Des rois des temps héroïques, chez les Grecs.


CHEZ les Grecs, dans les temps héroïques, il s’établit une espece de monarchie qui ne subsista pas[1]. Ceux qui avoient inventé des arts, fait la guerre pour le peuple, assemblé des hommes dispersés, ou qui leur avoient donné des terres, obtenoient le royaume pour eux, & le transmettoient à leurs enfans. Ils étoient rois, prêtres & juges. C’est une des cinq especes de monarchies dont nous parle Aristote[2] ; & c’est la seule qui puisse réveiller l’idée de la constitution monarchique. Mais le plan de cette constitution est opposé à celui de nos monarchies d’aujourd’hui.

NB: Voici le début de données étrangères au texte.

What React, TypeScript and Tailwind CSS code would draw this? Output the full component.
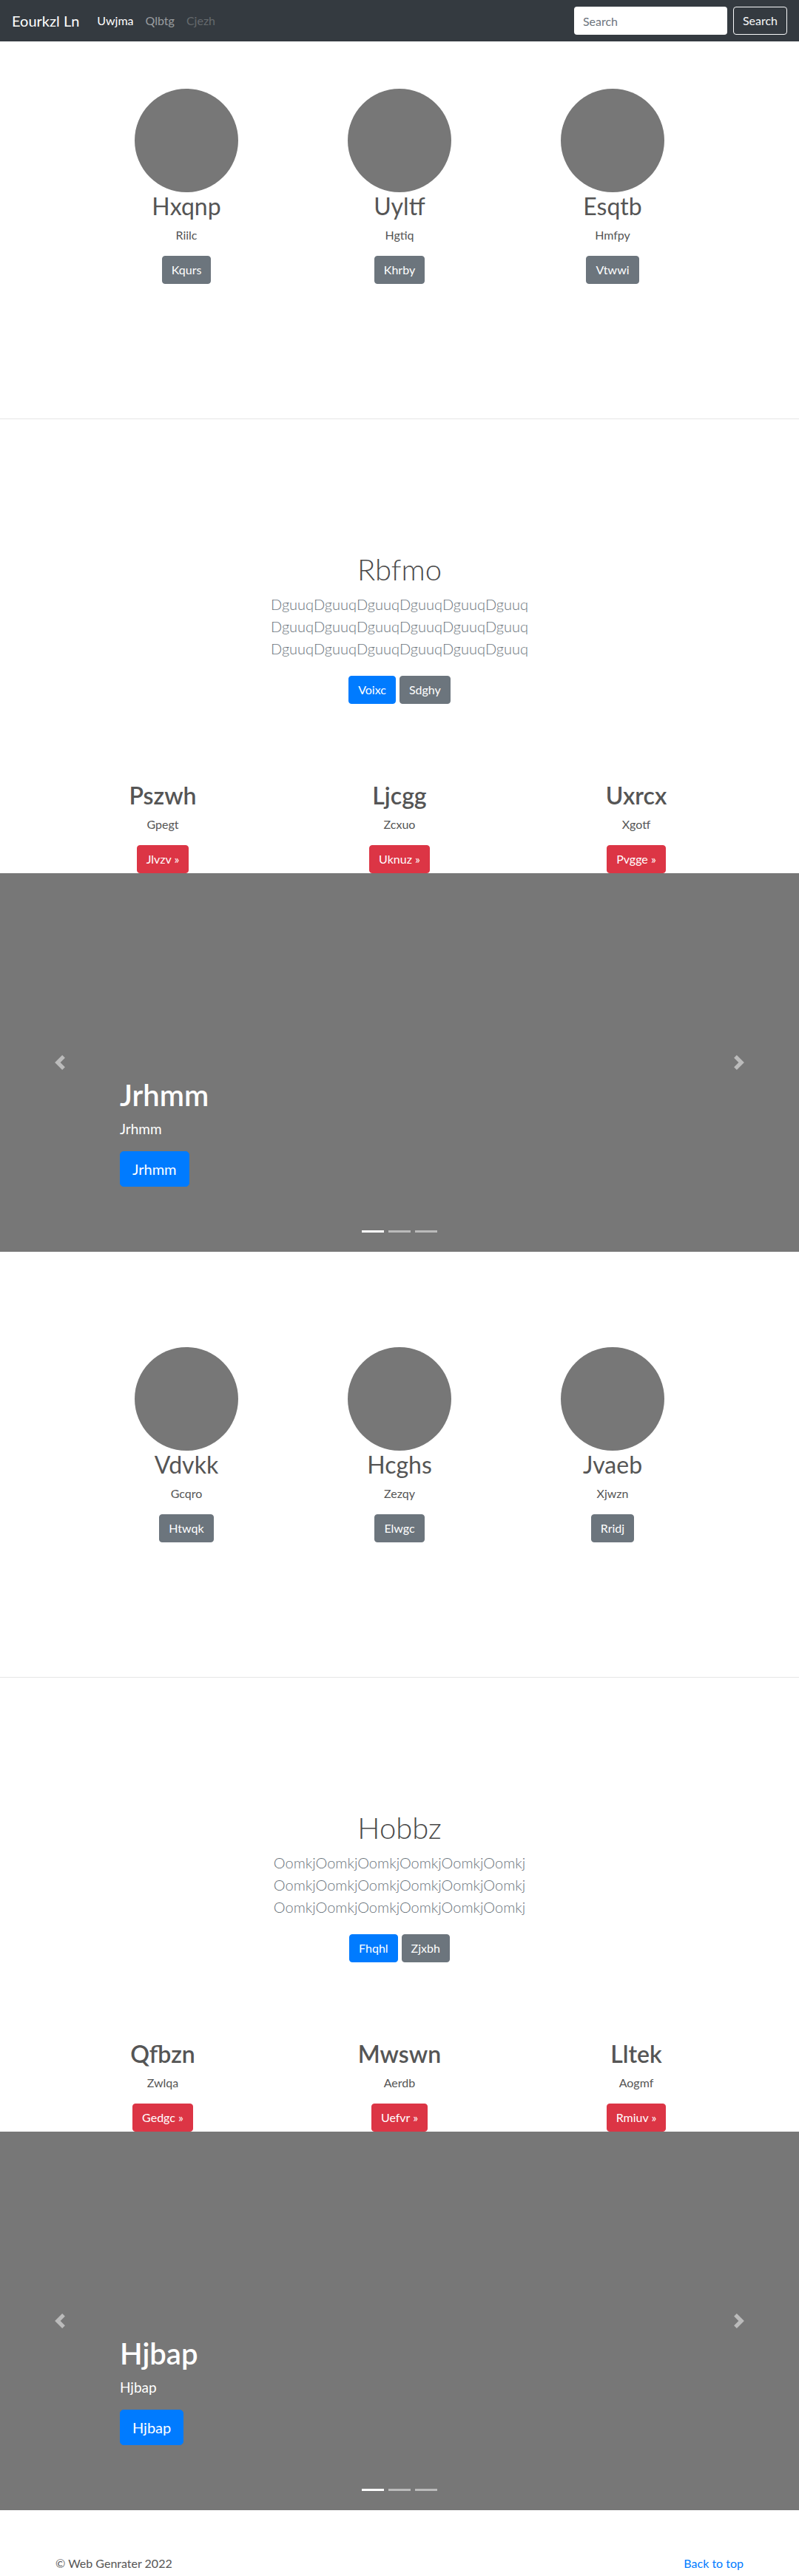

Les trois pouvoirs y étoient distribués de maniere que le peuple y avoit la puissance législative[3] ; & le roi, la puissance exécutrice, avec la puissance de juger : au-lieu que, dans les monarchies que nous connoissons, le prince a la puissance exécutrice & la législative, ou du moins une partie de la législative ; mais il ne juge pas.

Dans le gouvernement des rois des temps héroïques, les trois pouvoirs étoient mal distribués. Ces monarchies ne pouvoient subsister : car, dès que le peuple avoit la législation, il pouvoit, au moindre caprice, anéantir la royauté, comme il fit par-tout.

Chez un peuple libre, & qui avoit le pouvoir législatif, chez un peuple renfermé dans une ville, où tout ce qu’il y a d’odieux devient plus odieux encore,

  1. Aristote, polit. liv, III, chap. XIV.
  2. Ibid.
  3. Voyez ce que dit Plutarque, vie de Thésée. Voyez aussi Thucydide, liv. I.